Not your current playbook. Your ability to generate the next one.
Not your existing tactics. Your capacity to build new ones.
Not what you know. How fast you can learn what you don’t.
That’s why growth culture beats growth hacks because hacks are brittle. They break when the environment shifts. Culture is resilient. It adapts. It regenerates. It survives.
The Bottom Line
I’ve seen companies ride single tactics to enormous scale. And I’ve seen those same companies collapse when the tactic stopped working and they had nothing to replace it with.
I’ve also seen companies with mediocre tactics outgrow competitors with superior ones, because they had cultures that could iterate faster.
The difference is always the same: one team is running a playbook. The other team is building a system that generates playbooks.
One team optimizes. The other team evolves.
One team is built for execution. The other team is built for adaptation.
And in markets that never stop changing, adaptation is the only advantage that lasts.
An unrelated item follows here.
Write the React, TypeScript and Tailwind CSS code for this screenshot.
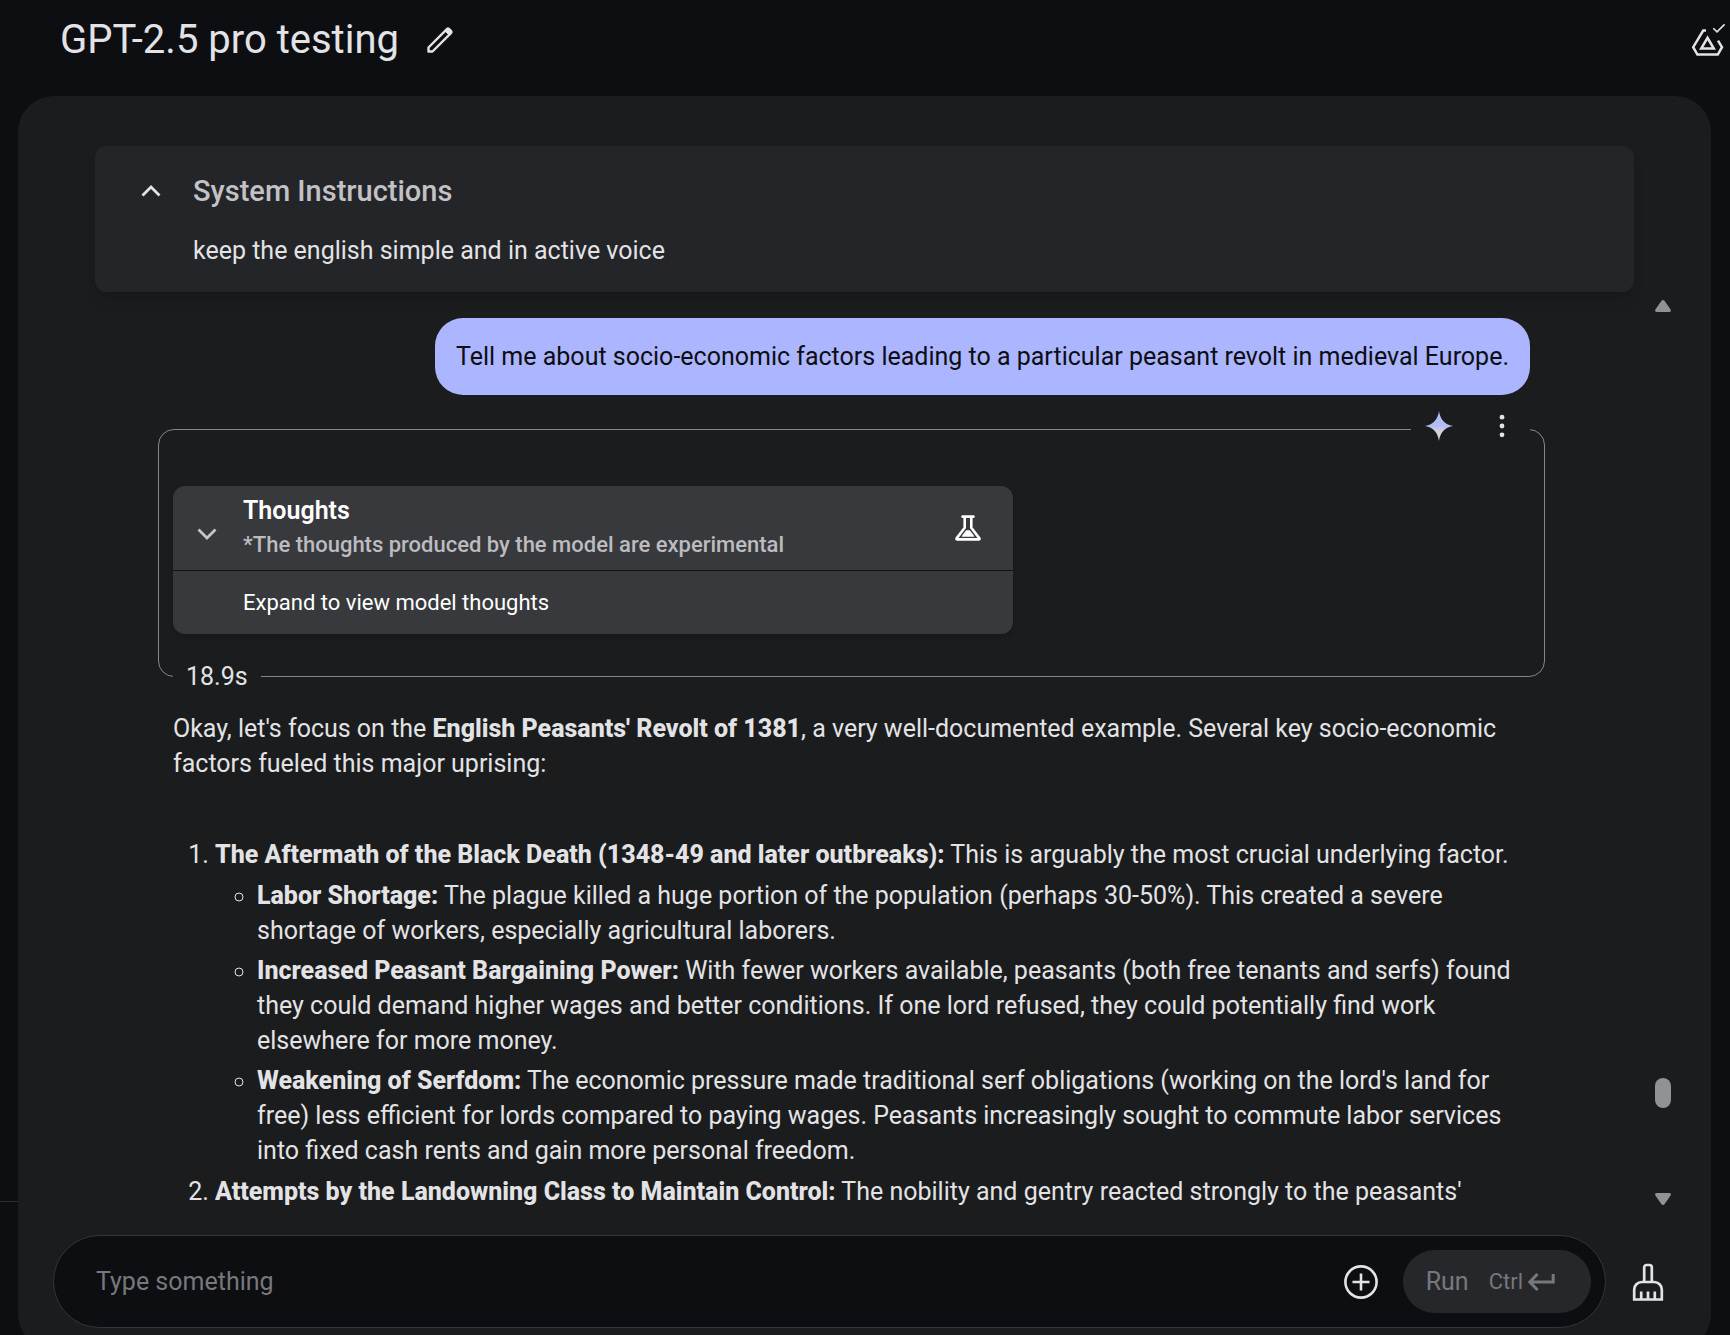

So when you’re building your growth team, hiring your next growth leader, or evaluating why your growth has plateaued, don’t ask what tactics they know.
- Ask whether they can build the next system when the current one stops working.
- Ask whether they see failure as data or shame.
- Ask whether they’re optimizing for this quarter or building for the next ten.
Because growth hacks are easy. Everyone has them. Everyone’s testing them. Everyone’s sharing them in LinkedIn posts and conference talks.
Growth culture is rare. It’s hard to build. It requires patience, investment, and a different talent model than most companies use. But it’s the only thing that scales through change instead of breaking against it. And in the long run, that’s the only kind of growth that matters.